Transcription is the act of representing the sound of a foreign name in Toaq, given its restrictive rules of what constitutes a valid syllable or not. (Name phrases headed with the name marker mı or the quote marker(s) shu and mo should themselves contain valid Toaq.) For ad-hoc, on-the-fly, one-use borrowings, more meticulous-sounding transcriptions may be more appropriate (see first section); for new coinings/borrowings, however, you should take artistic licence in collapsing the foreign word into a more Toaq-friendly form (see second section).

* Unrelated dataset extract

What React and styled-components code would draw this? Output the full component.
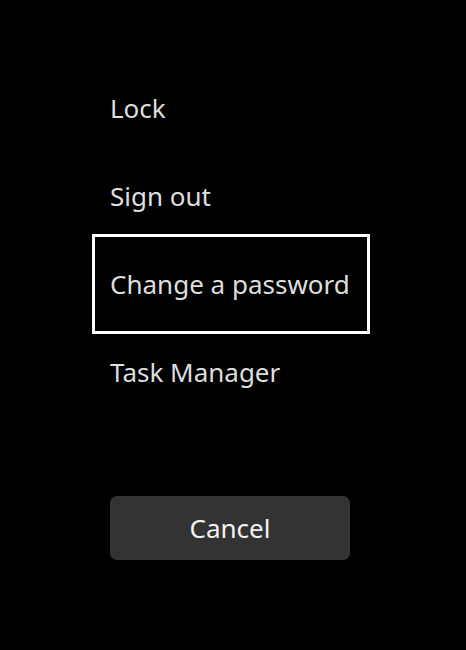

Examples on this page use English as the source language, but the general process is language-agnostic.
Conforming to Toaq phonotactics
There are a few important restrictions which need to be sidestepped when transcribing:
- There may be at most one consonant in front of any vowel, and at most a q following any vowel.
- A stressed (initial) syllable must not contain y (note that ay uy ıy ey oy are all fine).
With this in mind, the primary way of “inflating” a foreign word so that it conforms to Toaq’s phonotactics is by breaking up consonant clusters with y (a so-called epenthetic vowel), converting n and m sounds to syllable-final q wherever feasible:
past | → | pasyty |
rumble | → | raqbyly |
cardamon | → | karydamoq |
However, one must watch out for words like dragon, which start with a consonant cluster. Using the above method, we would get
- dyragoq, which contains an invalid stressed y. In situations like this, we insert a so-called echo vowel – we repeat a neighbouring vowel instead of y. Our pet example then becomes daragoq.
Reducing consonant clusters
Depending on the situation, it may be appropriate to remove a sound or two from the word you’re transcribing to avoid long strings of y syllables (scrumptious → sakaraqpychysy anybody??). This approach involved identifying the less important sound out of a two in a consonant cluster; usual suspects include sibilants like s and liquids like l r:
stooge | → | tujy | (/st/ → /t/) |
transpose | → | raqposy | (/tɹ/ → /ɹ/ → r; /nsp/ → /np/ → -qp-) |
smile | → | maıly | (/sm/ → /m/) |
cardamon | → | kadamoq | (/ɹd/ → /d/) |
Also pay attention to soundalikes and actual pronunciations of words rather than their spellings, which may aid in producing a nicer-sounding form:
rumble | → | raqby, raqbo | (final syllabic /l̩/ sound often realized as [o] or something similar in some dialects of English) |
empty | → | eqtı | (/mpt/ → /mt/ reduction already present in spoken English) |
There are two things to keep in mind when following this approach:
- You are very likely to run into existing Toaq words (like maıly above, which means ‘love/dear’). Such a connotation may sometimes be undesirable. On the other hand, words with a sufficient amount of ys in them are unlikely to be understood as Toaq compounds. (Note that if you’re attempting wikipedia:phono-semantic matching, then this technique may give you bountiful results.)
- Intelligibility suffers. If you’re trying to coin a word via a borrowing, then this is perhaps the appropriate thing to do, but if you’re invoking the name of a person or thing on the fly, you may not be understood. Exercise due taste.
For consonant clusters ending in /s/ or /z/ specifically, it is often enough to turn them into s or c or z:
capsaicin | → | kaseısıq, kaceısıq | (/ps/ → /s, ts/) |
axolotl | → | asoloty, acoloty | (/ks/ → /s, ts/) |
Similar treatment could be applied to consonant clusters beginning in /s/ or /z/, such as /st/, /sk/ (past → ?pacy); however, this sort of transformation is highly dependent on your sense of aesthetics and doesn’t read very clearly. It may be acceptable in borrowings and coinages.
Handling foreign sounds
- /w/ and /j/ sounds (as in wine, yam) should be rendered as b, j respectively (baıny, jamy). It is also possible – but discouraged – to turn those sounds into /uː/ and /iː/ – uaıny, ıamy – or drop them altogether – aıny, amy.
- /ts/ and /dz/ should always be cy, zy, never tysy, dyzy (e.g., rights, rides → raıcy, raızy not
- raıtysy, *raıdyzy). /z/ can stay as z, even though the two are not the same.
- /θ/ and /ð/ (as in English thought, thigh) may be transformed into s/z, t/d, f/–, p/b. There is no consensus about which transcription is the superior one, but some may be more appropriate for some source languages than others (e.g., Spanish [θ] is really a variation of /s/, so transcribe it as s).